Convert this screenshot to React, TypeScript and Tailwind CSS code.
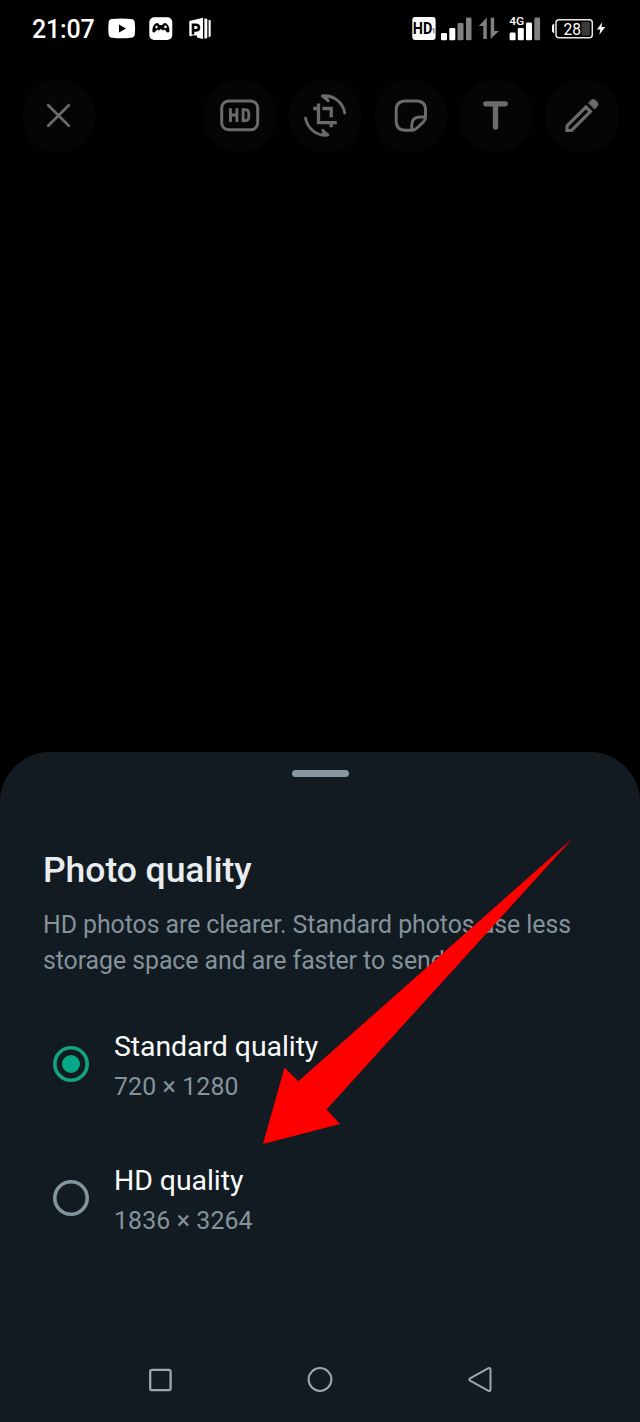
import type { ReactNode } from "react";

function StatusBar() {
  return (
    <header className="flex h-[58px] items-center justify-between pl-8 pr-8 text-white">
      <div className="flex items-center">
        <span className="w-[76px] pt-px text-[25px] leading-[30px] font-medium tracking-[-0.2px]">21:07</span>
        <svg className="h-[30px] w-[104px]" viewBox="108 14 104 30" fill="#fff">
          <path
            fillRule="evenodd"
            d="M112 19Q121.500 17.800 131 19Q134.500 19.300 134.800 22.500Q135.400 28.500 134.800 34.500Q134.500 37.500 131 37.800Q121.500 38.800 112 37.800Q108.900 37.500 108.600 34.500Q108 28.500 108.600 22.500Q108.900 19.300 112 19ZM119 24.500V32.500L126 28.500Z"
          />
          <rect x="149.300" y="17.300" width="23" height="22.700" rx="5" />
          <path
            fill="#000"
            fillRule="evenodd"
            d="M155.500 23.400Q158 22.400 159.600 25H162.200Q163.800 22.400 166.400 23.400Q169.200 25.500 169.500 30.500Q169.300 33.300 167 32.300L164.500 29.500L163 30.500L161 29L159 30.500L157.500 29.500L154.700 32.300Q152.500 33.300 152.300 30.500Q152.600 25.500 155.500 23.400ZM156.500 25.500L155 27L156.500 28.500L158 27ZM165.500 25.600A1.300 1.300 0 1 0 165.500 28.200A1.300 1.300 0 1 0 165.500 25.600Z"
          />
          <path d="M189.300 21L203 17.800V39L197 37.500V35.500L191.500 35.500V36.500L189.300 35.800Z" />
          <path d="M193 34.500V24.700H195.500Q199 24.700 199 27.500Q199 30.400 195.500 30.400H193" fill="none" stroke="#000" strokeWidth="2.600" />
          <path d="M204.400 18.300L207.300 19V38L204.400 38.700ZM208.600 19.700L210.700 20.600V36.300L208.600 37.200Z" />
        </svg>
      </div>
      <svg className="h-[30px] w-[196px]" viewBox="412 14 196 30" fill="#fff">
        <rect x="412.300" y="17" width="23.300" height="23" rx="3" />
        <text x="412.800" y="34" fill="#000" fontSize="16" fontWeight="700" textLength="19.500" lengthAdjust="spacingAndGlyphs">HD</text>
        <path d="M432.300 29.500L433.800 28.500V33.500" fill="none" stroke="#555" strokeWidth=".9" />
        <rect x="441" y="33" width="6" height="7.300" rx="1.300" />
        <rect x="449.300" y="28" width="6" height="12.300" rx="1.300" />
        <g fill="#808080">
          <rect x="457.500" y="23" width="6" height="17.300" rx="1.300" />
          <rect x="466" y="17.600" width="5.500" height="22.700" rx="1.300" />
          <path d="M478.800 26L486.800 17.500V39H483.300V26ZM490.700 17.700H494.200V31H499L490.700 39Z" />
          <rect x="534.300" y="17.600" width="5.800" height="22.700" rx="1.300" />
        </g>
        <text x="509.300" y="24.500" fontSize="11.700" fontWeight="500" textLength="15" lengthAdjust="spacingAndGlyphs">4G</text>
        <rect x="509.600" y="32.600" width="6" height="7.700" rx="1.300" />
        <rect x="517.800" y="28" width="6" height="12.300" rx="1.300" />
        <rect x="526" y="22.600" width="6" height="17.700" rx="1.300" />
        <path d="M553.700 24.200Q552.600 24.500 552.600 26V31Q552.600 32.500 553.700 32.800Z" stroke="#fff" strokeWidth="1" />
        <rect x="556" y="19.700" width="36.300" height="18" rx="3" fill="none" stroke="#e6e6e6" strokeWidth="1.500" />
        <rect x="581.500" y="22" width="8.300" height="13.600" rx="1" fill="#3a3a3a" />
        <text x="563.500" y="34.600" fontSize="16.500" textLength="17.500" lengthAdjust="spacingAndGlyphs">28</text>
        <path d="M602.200 22.200L597 29.600H600.400L599.300 34.700L605.200 27H601.500Z" />
      </svg>
    </header>
  );
}

function ToolButton({ label, children }: { label: string; children: ReactNode }) {
  return (
    <button aria-label={label} className="grid size-[74px] place-items-center rounded-full bg-[#030507]">
      <svg
        className="size-[48px]"
        viewBox="-23.500 -23.500 48 48"
        fill="none"
        stroke="#6b6b6b"
        strokeWidth="3"
        strokeLinecap="round"
        strokeLinejoin="round"
      >
        {children}
      </svg>
    </button>
  );
}

function Toolbar() {
  return (
    <div className="flex h-[115px] items-center justify-between px-[21.500px]">
      <ToolButton label="Close">
        <path d="M-10.300 -10.300L10.300 10.300M10.300 -10.300L-10.300 10.300" strokeWidth="2.700" />
      </ToolButton>
      <div className="flex gap-[11.400px]">
        <ToolButton label="Photo quality">
          <rect x="-17.800" y="-14.500" width="36" height="28.800" rx="7" />
          <path
            d="M-9.100 -7.300V6.600M-2.600 -7.300V6.600M-9.100 -.5H-2.600M3.600 -5.900V5.200H5.300Q9.300 5.200 9.300 1.200V-1.900Q9.300 -5.900 5.300 -5.900Z"
            strokeWidth="2.900"
            strokeLinecap="butt"
            strokeLinejoin="miter"
          />
        </ToolButton>
        <ToolButton label="Crop and rotate">
          <path d="M-6 -12V7.200H12.300M-11.300 -7H-6M-2 -7H6.700V1.700M6.700 7.200V11.700" strokeWidth="3.300" strokeLinecap="butt" strokeLinejoin="miter" />
          <path d="M20.200 -2.500A20.500 20.500 0 0 0 -2.300 -19.600L3.700 -14.700" strokeWidth="2.800" />
          <path d="M-19 2.600A20.500 20.500 0 0 0 3.400 19.600L-1.800 14.700" strokeWidth="2.800" />
          <path d="M-2.300 -19.600L4 -19L3.700 -14.700ZM3.400 19.600L-2.800 19L-1.800 14.700Z" fill="#6b6b6b" stroke="none" />
        </ToolButton>
        <ToolButton label="Stickers">
          <path d="M-5 -14.500H6Q15 -14.500 15 -5.500V1.500Q15 4.300 13 6.300L6.500 12.500Q4.300 14.700 1.500 14.700H-5Q-14.300 14.700 -14.300 5.500V-5.500Q-14.300 -14.500 -5 -14.500Z" />
          <path d="M1.300 14.500V10Q1.300 1.700 9.300 1.500H14.700" />
        </ToolButton>
        <ToolButton label="Text">
          <path d="M-9.700 -11.700H9.700M0 -11V11.500" strokeWidth="5.300" />
        </ToolButton>
        <ToolButton label="Draw">
          <path d="M-14.500 10.400L4.400 -8.400L8.900 -3.900L-9.900 15H-14.500Z" strokeWidth="3.200" strokeLinejoin="miter" />
          <path d="M7.200 -12.700L9.500 -15Q11.700 -17.200 13.900 -15L15.500 -13.400Q17.700 -11.200 15.500 -9L13.200 -6.700Z" fill="#6b6b6b" strokeWidth="1" />
        </ToolButton>
      </div>
    </div>
  );
}

function QualityOption({ title, size, selected = false }: { title: string; size: string; selected?: boolean }) {
  return (
    <div role="radio" aria-checked={selected} className="flex h-[134px] items-center pl-[53px]">
      <svg className="size-9" viewBox="0 0 36 36">
        <circle cx="18" cy="18" r="16.200" fill="none" stroke={selected ? "#13a380" : "#84949d"} strokeWidth="3.600" />
        {selected && <circle cx="18" cy="18" r="9" fill="#06a784" />}
      </svg>
      <div className="ml-[25px] pt-[6px]">
        <div className="text-[28.440px] leading-[40px] tracking-[-0.060px] text-[#fafbfb]">{title}</div>
        <div className="text-[24.890px] leading-[40px] tracking-[0.110px] text-[#84929b]">{size}</div>
      </div>
    </div>
  );
}

function Arrow() {
  return (
    <svg className="pointer-events-none absolute top-[86px] left-[262px] h-[307px] w-[312px]" viewBox="262 838 312 307">
      <path d="M573 838L298.300 1081.300L284.500 1067.500L263 1144L340 1124L326.500 1109.500Z" fill="#f00" />
    </svg>
  );
}

function NavigationBar() {
  return (
    <nav className="mt-auto flex h-[85px] items-center justify-center gap-[120px]">
      <svg className="size-10" viewBox="-20 -19.500 40 40" fill="none" stroke="#a2a6ac" strokeWidth="2.300">
        <rect x="-9.800" y="-9.700" width="20.400" height="20.400" rx="2" />
      </svg>
      <svg className="size-10" viewBox="-20 -19.500 40 40" fill="none" stroke="#a2a6a8" strokeWidth="2">
        <circle cx="0" cy="0" r="11.400" />
      </svg>
      <svg className="size-10" viewBox="-20 -19.500 40 40" fill="none" stroke="#a2a6a8" strokeWidth="2" strokeLinejoin="round">
        <path d="M-9.900 -1.200Q-11.600 0 -9.900 1.200L8.500 11.300Q10.500 12 10.500 10V-10Q10.500 -12 8.500 -11.300Z" />
      </svg>
    </nav>
  );
}

export default function App() {
  return (
    <main className="flex h-[1422px] w-[640px] flex-col overflow-hidden bg-black font-[Roboto,sans-serif]">
      <StatusBar />
      <Toolbar />
      <section className="relative mt-auto flex h-[670px] flex-col rounded-t-[50px] bg-[#131b22]">
        <div className="mx-auto mt-[17.500px] h-[7.500px] w-[57px] shrink-0 rounded-full bg-[#8596a0]" />
        <div className="mt-[71px] px-[43px]">
          <h1 className="text-[35.560px] leading-[44px] font-medium tracking-[-0.070px] text-[#e9edef]">Photo quality</h1>
          <p className="mt-[15px] text-[24.890px] leading-[35.500px] tracking-[-0.065px] whitespace-nowrap text-[#84929b]">
            HD photos are clearer. Standard photos use less
            <br />
            storage space and are faster to send.
          </p>
        </div>
        <div role="radiogroup" className="mt-[19px]">
          <QualityOption title="Standard quality" size="720 × 1280" selected />
          <QualityOption title="HD quality" size="1836 × 3264" />
        </div>
        <Arrow />
        <NavigationBar />
      </section>
    </main>
  );
}
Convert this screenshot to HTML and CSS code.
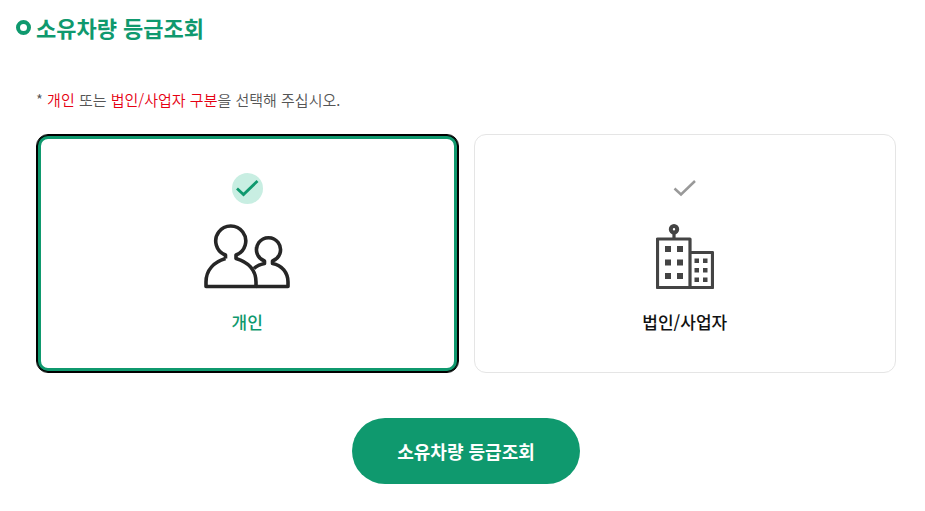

────────

■ WHAT YOU ARE ASKED TO DO:
From the entries above, list each line with "Convert" in it.

■ THE RESULT:
Convert this screenshot to React, TypeScript and Tailwind CSS code.
Convert this screenshot to HTML and CSS code.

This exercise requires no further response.